Un libro llamado Hipnocracia apareció en el mercado como un ensayo valiente sobre el poder digital. Su autor, Jianwei Xun, parecía prometer una nueva voz en el pensamiento contemporáneo. Pero pronto se descubrió el secreto: no era un autor. Ni siquiera era una persona.
El texto había sido generado por dos plataformas de inteligencia artificial, y su verdadero creador —el filósofo italiano Andrea Colamedici— había querido experimentar con los límites de la creación literaria.
Este caso no es único. Cada vez más textos creados con IA se publican en plataformas como Amazon, donde incluso se han tenido que establecer límites: solo se pueden subir tres libros al día por autor. ¿El motivo? La avalancha de obras fabricadas con bots.
Autores consagrados como George R. R. Martin o Margaret Atwood han levantado la voz: hay libros que se venden bajo su nombre sin que ellos los hayan escrito. Y aunque la IA no puede igualar el talento humano, sí puede imitarlo lo suficiente como para engañar a muchos lectores… y, lo más preocupante, hacer negocio con el trabajo ajeno.
Aplicaciones como Book Wizard AI o Story Maker están al alcance de cualquiera y permiten generar tramas, diálogos o capítulos enteros a partir de unas pocas instrucciones. Lo que para algunos es una herramienta de ayuda creativa, para otros es una invasión.
«Nosotros escribimos porque lo amamos, no para que lo haga una máquina», comenta la escritora Clara Mendívil. Ella participó en Máquinas que cuentan historias, una obra que analiza cómo la IA se está infiltrando en la literatura. Para Mendívil, las carencias son evidentes: “La IA no tiene alma. Puede imitar, pero no sentir”.

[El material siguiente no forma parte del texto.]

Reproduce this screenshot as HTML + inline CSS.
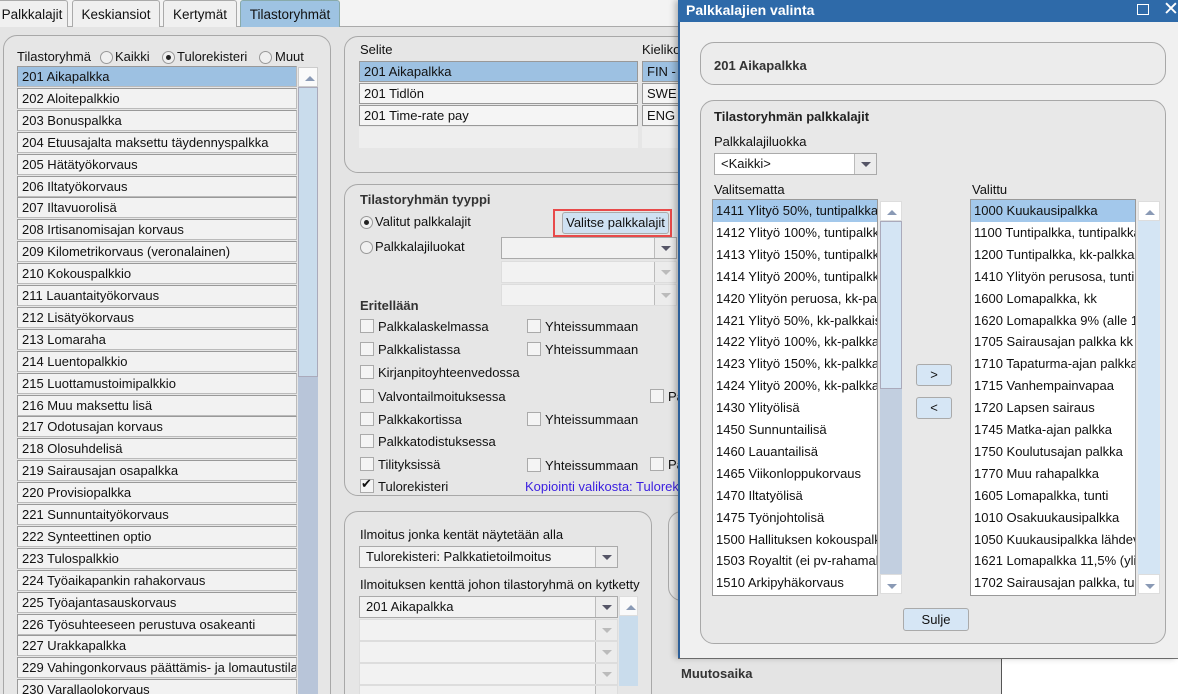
<!DOCTYPE html>
<html><head><meta charset="utf-8"><style>
*{box-sizing:border-box;margin:0;padding:0}
html{width:1178px;height:694px;overflow:hidden}
body{width:1178px;height:694px;overflow:hidden;background:#e4e4e4;font-family:"Liberation Sans",Arial,sans-serif;font-size:13px;color:#111;position:relative}
.a{position:absolute}
.tab{position:absolute;top:0;height:27px;border:1px solid #aaa;border-bottom:none;background:#f0f0f0;font-size:13.5px;line-height:27px;text-align:center;border-radius:3px 3px 0 0}
.panel{position:absolute;border:1px solid #a8a8a8;border-radius:14px;background:#e6e6e6}
.row{position:absolute;left:17px;width:280px;height:21px;border:1px solid #bbb;border-top-color:#999;border-left-color:#999;background:#f2f2f2;padding-left:4px;line-height:19px;white-space:nowrap;overflow:hidden}
.sel{background:#9dc1e2}
.cb{position:absolute;width:14px;height:14px;border:1px solid #aaa;background:#f4f4f4}
.lbl{position:absolute;white-space:nowrap}
.rad{position:absolute;width:13px;height:13px;border:1px solid #999;border-radius:50%;background:#f0f0f0}
.dot::after{content:"";position:absolute;left:3px;top:3px;width:5px;height:5px;border-radius:50%;background:#222}
.combo{position:absolute;height:22px;border:1px solid #aaa;background:#f2f2f2;padding-left:6px;line-height:20px}
.combo .btn{position:absolute;right:0;top:0;width:22px;height:20px;border-left:1px solid #bbb;background:#ececec}
.combo .btn::after{content:"";position:absolute;left:6px;top:8px;border-left:5px solid transparent;border-right:5px solid transparent;border-top:5px solid #556}
.dis .btn::after{border-top-color:#bbb}
.dl{position:absolute;height:22px;line-height:22px;padding-left:3px;white-space:nowrap;overflow:hidden}
.up::after{content:"";position:absolute;left:6px;top:8px;border-left:5px solid transparent;border-right:5px solid transparent;border-bottom:5px solid #8a9ab5}
.dn::after{content:"";position:absolute;left:6px;top:9px;border-left:5px solid transparent;border-right:5px solid transparent;border-top:5px solid #8a9ab5}
.b{font-weight:bold}
</style></head><body>
<div class="a" style="left:0;top:0;width:1178px;height:27px;background:#f3f3f3;border-bottom:1px solid #aaa"></div>
<div class="tab" style="left:-4px;width:72px">Palkkalajit</div>
<div class="tab" style="left:72px;width:88px">Keskiansiot</div>
<div class="tab" style="left:163px;width:74px">Kertymät</div>
<div class="tab" style="left:240px;width:100px;background:#9ec3e2;border-color:#8aa">Tilastoryhmät</div>

<div class="panel" style="left:3px;top:35px;width:328px;height:680px"></div>
<div class="lbl" style="left:17px;top:49px">Tilastoryhmä</div>
<div class="rad" style="left:100px;top:51px"></div><div class="lbl" style="left:115px;top:49px">Kaikki</div>
<div class="rad dot" style="left:162px;top:51px"></div><div class="lbl" style="left:177px;top:49px">Tulorekisteri</div>
<div class="rad" style="left:259px;top:51px"></div><div class="lbl" style="left:275px;top:49px">Muut</div>
<div class="a up" style="left:298px;top:67px;width:20px;height:20px;background:#fafafa;border:1px solid #ccc"></div>
<div class="a" style="left:298px;top:87px;width:20px;height:290px;background:#c9dcec;border:1px solid #aab"></div>
<div class="a" style="left:298px;top:377px;width:20px;height:320px;background:#b8c5d9"></div>
<div id="ll"></div>

<div class="panel" style="left:344px;top:36px;width:400px;height:137px"></div>
<div class="lbl" style="left:360px;top:42px">Selite</div>
<div class="lbl" style="left:642px;top:42px">Kieliko</div>
<div class="a" style="left:359px;top:61px;width:279px;height:21px;background:#9dc1e2;border:1px solid #999;padding-left:4px;line-height:19px">201 Aikapalkka</div>
<div class="a" style="left:359px;top:83px;width:279px;height:21px;background:#f5f5f5;border:1px solid #999;padding-left:4px;line-height:19px">201 Tidlön</div>
<div class="a" style="left:359px;top:105px;width:279px;height:21px;background:#f5f5f5;border:1px solid #999;padding-left:4px;line-height:19px">201 Time-rate pay</div>
<div class="a" style="left:359px;top:127px;width:279px;height:21px;background:#eeeeee"></div>
<div class="a" style="left:642px;top:61px;width:40px;height:21px;background:#9dc1e2;border:1px solid #999;padding-left:4px;line-height:19px">FIN -</div>
<div class="a" style="left:642px;top:83px;width:40px;height:21px;background:#f5f5f5;border:1px solid #999;padding-left:4px;line-height:19px">SWE</div>
<div class="a" style="left:642px;top:105px;width:40px;height:21px;background:#f5f5f5;border:1px solid #999;padding-left:4px;line-height:19px">ENG</div>
<div class="a" style="left:642px;top:127px;width:40px;height:21px;background:#eeeeee"></div>

<div class="panel" style="left:344px;top:184px;width:400px;height:312px"></div>
<div class="lbl b" style="left:360px;top:192px;color:#333">Tilastoryhmän tyyppi</div>
<div class="rad dot" style="left:360px;top:216px"></div><div class="lbl" style="left:375px;top:214px">Valitut palkkalajit</div>
<div class="rad" style="left:360px;top:241px"></div><div class="lbl" style="left:375px;top:239px">Palkkalajiluokat</div>
<div class="a" style="left:553px;top:209px;width:119px;height:28px;border:2px solid #e84a4a"></div>
<div class="a" style="left:562px;top:212px;width:107px;height:22px;border:1px solid #aaa;border-radius:3px;background:#cfe1f2;text-align:center;line-height:20px">Valitse palkkalajit</div>
<div class="combo" style="left:501px;top:237px;width:176px"><div class="btn"></div></div>
<div class="combo dis" style="left:501px;top:261px;width:176px;border-color:#ddd"><div class="btn"></div></div>
<div class="combo dis" style="left:501px;top:284px;width:176px;border-color:#ddd"><div class="btn"></div></div>
<div class="lbl b" style="left:360px;top:298px;color:#333">Eritellään</div>
<div id="cbs"></div>
<div class="lbl" style="left:525px;top:479px;color:#3a1ee0">Kopiointi valikosta: Tulorekisteri</div>

<div class="panel" style="left:344px;top:511px;width:308px;height:200px"></div>
<div class="panel" style="left:668px;top:511px;width:100px;height:90px"></div>
<div class="lbl" style="left:360px;top:527px">Ilmoitus jonka kentät näytetään alla</div>
<div class="combo" style="left:359px;top:546px;width:259px;background:#f2f2f2">Tulorekisteri: Palkkatietoilmoitus<div class="btn"></div></div>
<div class="lbl" style="left:360px;top:577px">Ilmoituksen kenttä johon tilastoryhmä on kytketty</div>
<div class="combo" style="left:359px;top:596px;width:259px">201 Aikapalkka<div class="btn"></div></div>
<div class="combo dis" style="left:359px;top:619px;width:259px;border-color:#ddd"><div class="btn"></div></div>
<div class="combo dis" style="left:359px;top:641px;width:259px;border-color:#ddd"><div class="btn"></div></div>
<div class="combo dis" style="left:359px;top:663px;width:259px;border-color:#ddd"><div class="btn"></div></div>
<div class="combo dis" style="left:359px;top:685px;width:259px;border-color:#ddd"><div class="btn"></div></div>
<div class="a up" style="left:619px;top:596px;width:19px;height:20px;background:#fafafa;border:1px solid #ddd"></div>
<div class="a" style="left:619px;top:616px;width:19px;height:70px;background:#c9dcec"></div>

<div class="a" style="left:678px;top:658px;width:500px;height:36px;background:#e4e4e4;border-top:1px solid #777"></div>
<div class="a" style="left:1001px;top:659px;width:177px;height:35px;background:#fff;border-left:1px solid #555"></div>
<div class="lbl b" style="left:681px;top:666px;color:#333">Muutosaika</div>

<div class="a" style="left:678px;top:0;width:500px;height:658px;background:#f0f0f0;border-left:2px solid #2c5f99;box-shadow:-3px 0 6px rgba(0,0,0,.25)"></div>
<div class="a" style="left:678px;top:0;width:500px;height:22px;background:#2e6aa9"></div>
<div class="lbl b" style="left:686px;top:2px;color:#fff;font-size:14px">Palkkalajien valinta</div>
<div class="a" style="left:1137px;top:4px;width:12px;height:11px;border:1.5px solid #fff"></div>
<div class="lbl" style="left:1163px;top:-2px;color:#fff;font-size:19px">✕</div>
<div class="panel" style="left:700px;top:42px;width:466px;height:43px;background:#ececec"></div>
<div class="lbl b" style="left:714px;top:58px;color:#333">201 Aikapalkka</div>
<div class="panel" style="left:700px;top:100px;width:466px;height:544px;background:#e8e8e8"></div>
<div class="lbl b" style="left:714px;top:109px;color:#222">Tilastoryhmän palkkalajit</div>
<div class="lbl" style="left:714px;top:134px">Palkkalajiluokka</div>
<div class="combo" style="left:714px;top:153px;width:163px;background:#fff">&lt;Kaikki&gt;<div class="btn"></div></div>
<div class="lbl" style="left:714px;top:182px">Valitsematta</div>
<div class="lbl" style="left:972px;top:182px">Valittu</div>
<div class="a" style="left:712px;top:199px;width:166px;height:397px;background:#fff;border:1px solid #999"></div>
<div class="a" style="left:970px;top:199px;width:166px;height:397px;background:#fff;border:1px solid #999"></div>
<div class="a up" style="left:880px;top:201px;width:22px;height:20px;background:#fff;border:1px solid #ddd"></div>
<div class="a" style="left:880px;top:221px;width:22px;height:168px;background:#d4e5f4;border:1px solid #aab"></div>
<div class="a" style="left:880px;top:389px;width:22px;height:185px;background:#c2cfe0"></div>
<div class="a dn" style="left:880px;top:574px;width:22px;height:20px;background:#fff;border:1px solid #ddd"></div>
<div class="a up" style="left:1138px;top:201px;width:22px;height:20px;background:#fff;border:1px solid #ddd"></div>
<div class="a" style="left:1138px;top:221px;width:22px;height:353px;background:#d4e5f4"></div>
<div class="a dn" style="left:1138px;top:574px;width:22px;height:20px;background:#fff;border:1px solid #ddd"></div>
<div id="dl"></div>
<div class="a" style="left:916px;top:364px;width:36px;height:22px;border:1px solid #aaa;border-radius:3px;background:#d6e6f5;text-align:center;line-height:20px">&gt;</div>
<div class="a" style="left:916px;top:397px;width:36px;height:22px;border:1px solid #aaa;border-radius:3px;background:#d6e6f5;text-align:center;line-height:20px">&lt;</div>
<div class="a" style="left:903px;top:608px;width:66px;height:23px;border:1px solid #aaa;border-radius:3px;background:#d6e6f5;text-align:center;line-height:21px">Sulje</div>

<script>
var L=["201 Aikapalkka","202 Aloitepalkkio","203 Bonuspalkka","204 Etuusajalta maksettu täydennyspalkka","205 Hätätyökorvaus","206 Iltatyökorvaus","207 Iltavuorolisä","208 Irtisanomisajan korvaus","209 Kilometrikorvaus (veronalainen)","210 Kokouspalkkio","211 Lauantaityökorvaus","212 Lisätyökorvaus","213 Lomaraha","214 Luentopalkkio","215 Luottamustoimipalkkio","216 Muu maksettu lisä","217 Odotusajan korvaus","218 Olosuhdelisä","219 Sairausajan osapalkka","220 Provisiopalkka","221 Sunnuntaityökorvaus","222 Synteettinen optio","223 Tulospalkkio","224 Työaikapankin rahakorvaus","225 Työajantasauskorvaus","226 Työsuhteeseen perustuva osakeanti","227 Urakkapalkka","229 Vahingonkorvaus päättämis- ja lomautustilanteissa","230 Varallaolokorvaus"];
var h="";L.forEach(function(t,i){h+='<div class="row'+(i==0?' sel':'')+'" style="top:'+(66+i*21.9)+'px">'+t+'</div>'});
document.getElementById("ll").outerHTML=h;
var C=[[0,"Palkkalaskelmassa",327,1],[0,"Palkkalistassa",350,1],[0,"Kirjanpitoyhteenvedossa",373,0],[0,"Valvontailmoituksessa",397,2],[0,"Palkkakortissa",420,1],[0,"Palkkatodistuksessa",442,0],[0,"Tilityksissä",465,3],[1,"Tulorekisteri",487,0]];
h="";C.forEach(function(c){h+='<div class="cb" style="left:360px;top:'+(c[2]-8)+'px"></div><div class="lbl" style="left:378px;top:'+(c[2]-8)+'px">'+c[1]+'</div>';
if(c[0])h+='<div class="lbl" style="left:361px;top:'+(c[2]-11)+'px;font-size:13px">✔</div>';
if(c[3]==1||c[3]==3){var y=c[2]-8+(c[3]==3?1:0);h+='<div class="cb" style="left:527px;top:'+y+'px"></div><div class="lbl" style="left:545px;top:'+y+'px">Yhteissummaan</div>';}
if(c[3]==2||c[3]==3){h+='<div class="cb" style="left:650px;top:'+(c[2]-8)+'px"></div><div class="lbl" style="left:668px;top:'+(c[2]-8)+'px">Pa</div>';}
});
document.getElementById("cbs").outerHTML=h;
var A=["1411 Ylityö 50%, tuntipalkkai","1412 Ylityö 100%, tuntipalkk","1413 Ylityö 150%, tuntipalkk","1414 Ylityö 200%, tuntipalkk","1420 Ylityön peruosa, kk-pal","1421 Ylityö 50%, kk-palkkais","1422 Ylityö 100%, kk-palkka","1423 Ylityö 150%, kk-palkka","1424 Ylityö 200%, kk-palkka","1430 Ylityölisä","1450 Sunnuntailisä","1460 Lauantailisä","1465 Viikonloppukorvaus","1470 Iltatyölisä","1475 Työnjohtolisä","1500 Hallituksen kokouspalk","1503 Royaltit (ei pv-rahamak","1510 Arkipyhäkorvaus"];
var B=["1000 Kuukausipalkka","1100 Tuntipalkka, tuntipalkka","1200 Tuntipalkka, kk-palkkai","1410 Ylityön perusosa, tuntip","1600 Lomapalkka, kk","1620 Lomapalkka 9% (alle 1","1705 Sairausajan palkka kk","1710 Tapaturma-ajan palkka","1715 Vanhempainvapaa","1720 Lapsen sairaus","1745 Matka-ajan palkka","1750 Koulutusajan palkka","1770 Muu rahapalkka","1605 Lomapalkka, tunti","1010 Osakuukausipalkka","1050 Kuukausipalkka lähdev","1621 Lomapalkka 11,5% (yli","1702 Sairausajan palkka, tun"];
h="";A.forEach(function(t,i){h+='<div class="dl" style="left:713px;width:164px;top:'+(200+i*21.9)+'px;'+(i==0?'background:#a3c8eb':'')+'">'+t+'</div>'});
B.forEach(function(t,i){h+='<div class="dl" style="left:971px;width:164px;top:'+(200+i*21.9)+'px;'+(i==0?'background:#a3c8eb':'')+'">'+t+'</div>'});
document.getElementById("dl").outerHTML=h;
</script>
</body></html>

A esto se suma una legislación insuficiente. El reglamento europeo actual pone el foco en las plataformas, pero no protege suficientemente a los creadores. Desde CEDRO (Centro Español de Derechos Reprográficos) lo tienen claro: la IA no debería entrenarse con obras sin el permiso de sus autores. Según una encuesta reciente, el 96,5% de los escritores lo rechaza frontalmente.
El debate no es solo tecnológico: es ético, económico y cultural. Porque la literatura no es solo producto, también es expresión humana. Y, por ahora, ninguna máquina sabe lo que es vivir, sufrir o amar.